Confusion Matrix: Model Performance

The confusion matrix shows that Logistic Regression performs well, with only a few misclassifications:

• Adelie: 29 correct, 1 misclassified as Chinstrap, 1 as Gentoo.
  
• Chinstrap: 10 correct, 1 misclassified as Adelie.
  
• Gentoo: Perfect classification (26/26 correct).

Key Takeaways:
- Gentoo penguins are easiest to classify, aligning with earlier findings.
- Adelie and Chinstrap have some overlap, leading to minor misclassification.
- Using more complex models (like Random Forest) may further refine classification.

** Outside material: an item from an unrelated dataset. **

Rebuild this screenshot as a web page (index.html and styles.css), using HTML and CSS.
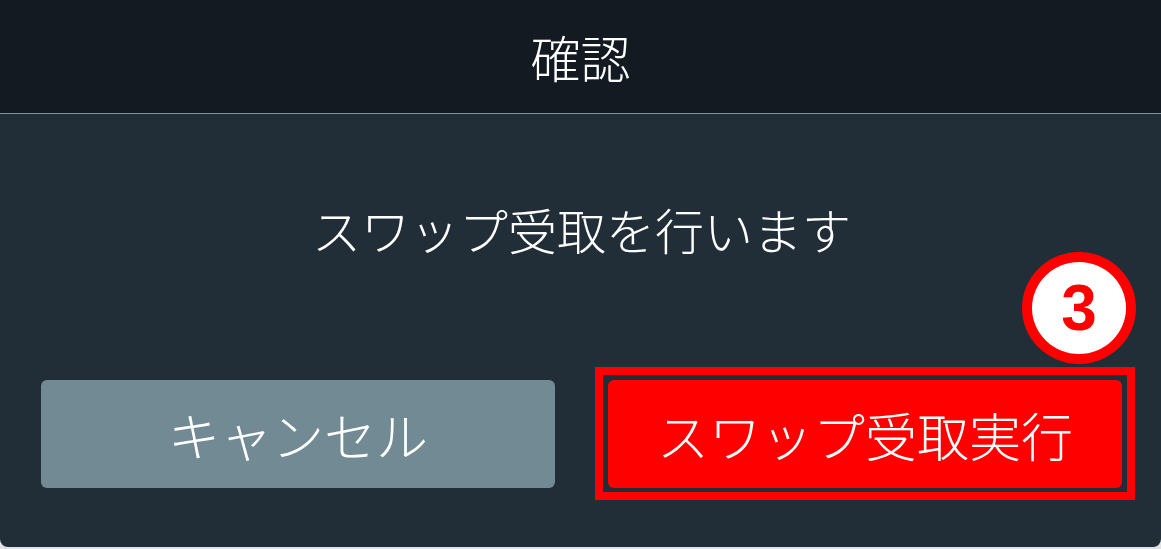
FILE: index.html
```html
<!DOCTYPE html>
<html lang="ja">
<head>
    <meta charset="UTF-8">
    <meta name="viewport" content="width=device-width, initial-scale=1.0">
    <title>確認</title>
    <link rel="stylesheet" href="styles.css">
</head>
<body>
    <div class="dialog">
        <div class="dialog-header">確認</div>
        <div class="dialog-body">
            <p class="message">スワップ受取を行います</p>
            <div class="actions">
                <button class="btn btn-cancel">キャンセル</button>
                <div class="marked">
                    <button class="btn btn-submit">スワップ受取実行</button>
                    <span class="step-badge">3</span>
                </div>
            </div>
        </div>
    </div>
</body>
</html>
```
FILE: styles.css
```css
body {
    margin: 0;
    padding: 0;
    background: #dfe3e5;
    font-family: 'Noto Sans CJK JP', 'Noto Sans', sans-serif;
    font-weight: 300;
    height: 549px;
    overflow: hidden;
}

.dialog {
    width: 1161px;
    height: 547px;
    background-color: #212e38;
    border-radius: 0 0 8px 8px;
    display: flex;
    flex-direction: column;
    overflow: hidden;
}

.dialog-header {
    height: 114px;
    background-color: #131a22;
    border-bottom: 1px solid #7c949c;
    color: #fff;
    font-size: 50px;
    display: flex;
    align-items: center;
    justify-content: center;
    box-sizing: border-box;
    padding-bottom: 2px;
}

.dialog-body {
    flex: 1;
    display: flex;
    flex-direction: column;
    padding: 0 39px 0 41px;
}

.message {
    margin: 0;
    height: 229px;
    padding-top: 79px;
    box-sizing: border-box;
    text-align: center;
    color: #fff;
    font-size: 49px;
    line-height: 72px;
}

.actions {
    display: flex;
    gap: 40px;
    margin-top: 37px;
}

.btn {
    flex-shrink: 0;
    width: 514px;
    height: 108px;
    border: none;
    border-radius: 6px;
    color: #fff;
    font-family: inherit;
    font-weight: inherit;
    font-size: 52px;
    padding: 0;
    display: flex;
    align-items: center;
    justify-content: center;
}

.btn-cancel {
    background-color: #728a93;
}

.btn-submit {
    background-color: #ff0000;
}

/* 注釈の赤枠と番号 */
.marked {
    flex-shrink: 0;
    position: relative;
    border: 8px solid #ff0000;
    padding: 5px 5px 4px;
    margin: -13px -13px -12px 0;
}

.step-badge {
    position: absolute;
    top: -123px;
    left: 419px;
    width: 94px;
    height: 92px;
    border: 10px solid #ff0000;
    border-radius: 50%;
    background: #fff;
    color: #ff0000;
    font-family: 'Liberation Sans', Arial, sans-serif;
    font-weight: bold;
    font-size: 64px;
    display: flex;
    align-items: center;
    justify-content: center;
}
```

A better performance for our model could be to pick better features using a better algorithms.

Discussion

Through this analysis, I gained insights into the importance of feature selection in classification tasks. My IoU-based approach helped quantify feature separability, leading to better-informed choices. Visualization techniques, such as pair plots and decision boundaries, provided valuable interpretability into the model’s behavior. The performance comparison between Logistic Regression, Decision Trees, and Random Forest demonstrated that Decision Trees models generalize best, minimizing overfitting while maintaining high accuracy. One key takeaway is that some species are inherently harder to classify due to overlapping feature distributions, reinforcing the need for careful feature engineering and model selection. Future improvements could involve non-linear models like SVMs and better feature selection to further enhance classification accuracy. This project shows how data-driven feature selection and model evaluation can lead to meaningful and accurate species classification.